The Simplest Patterns

Steve Wozniak is arguably among the greatest, if not the premier inventor of the second half of the 20th century. His vision of invention helps us to understand patternmaking and unique artifacts.

I found Woz’s talk fascinating. Treated as a rock star by an overflow crowd at Boston’s venerable Symphony Hall, Steve did not disappoint his audience. With history, jokes, personal anecdotes, and wonderful stories he held me and I think most of the crowd spellbound. I was most fascinated by what drove his invention.

He told us that since he was a young boy he loved mechanical things and in particular electrical circuits. And from the time he was in 6th grade he played with electronics becoming a ham radio operator at age 10. He loved to see if he could build devices with fewer and cheaper parts. With the arrival of cheap integrated circuit chips, Steve switched from the analog to the digital world. He sought to build or to rebuild circuits using fewer and less expensive chips.

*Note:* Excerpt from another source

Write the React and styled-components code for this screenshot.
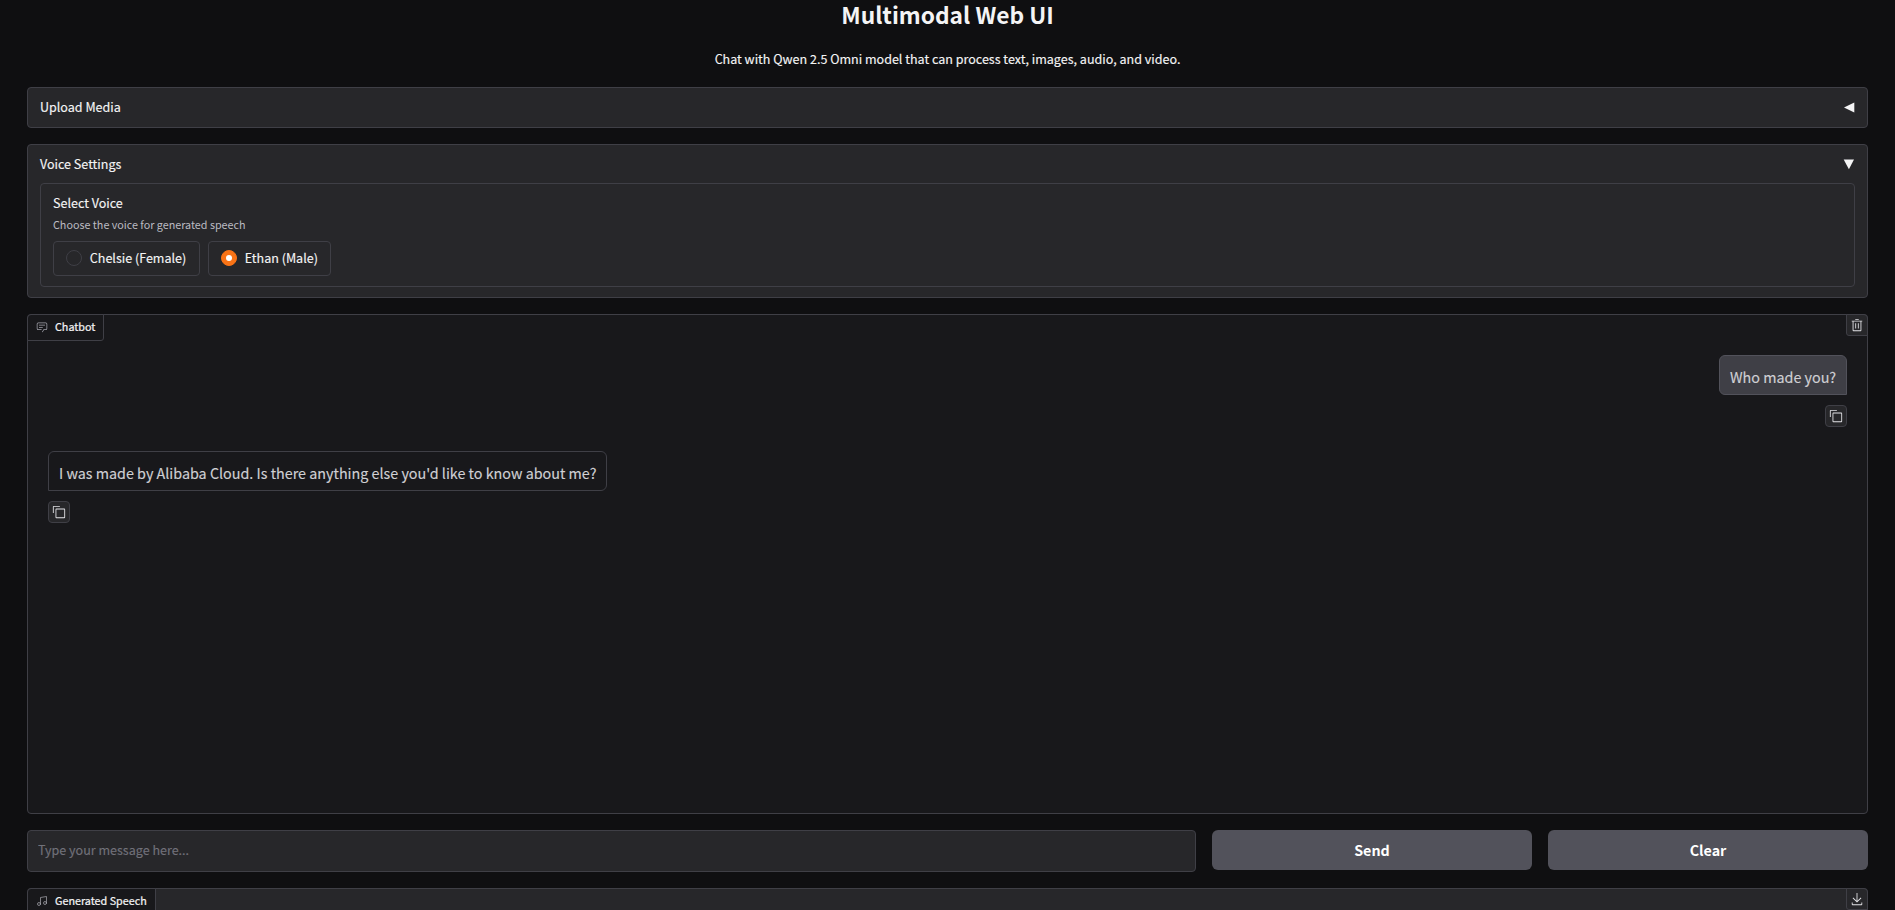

This passion for simplicity and elegance made his great invention the Apple II computer an icon and the archetype for personal computers to this day. Woz talked of making chips do multiple things so that he could use fewer of them. He spoke with great pride about replacing a circuit board with 100 component with one. He loved the creative contest to see if he could make things with fewer chips than anyone else.

His passion is our human passion. For chips are fundamentally patterns, patterns etched in silicon. We want to make patterns that perform a task with as few “chips” or patterns as possible. We want to use our patterns for multiple purposes so that we don’t have to replicate them. For Woz simplicity was not only compactness, it was cheaper. Patterns are always expensive for our brains, we not only have to construct them we have to fill them and share them. If they are too complicated, if they are too hard to use, if they are too hard to remember or to share, to store or retrieve experience, then they literally cost us too much.

We are all driven as Woz was to build our artifacts to be the simplest and thus the most elegant patterns that will work to hold a portion of our experience. His genius that brought us the Apple II is our genius as we construct artifacts everyday when we cannot rest until we have made those patterns as simple and thus as elegant as possible.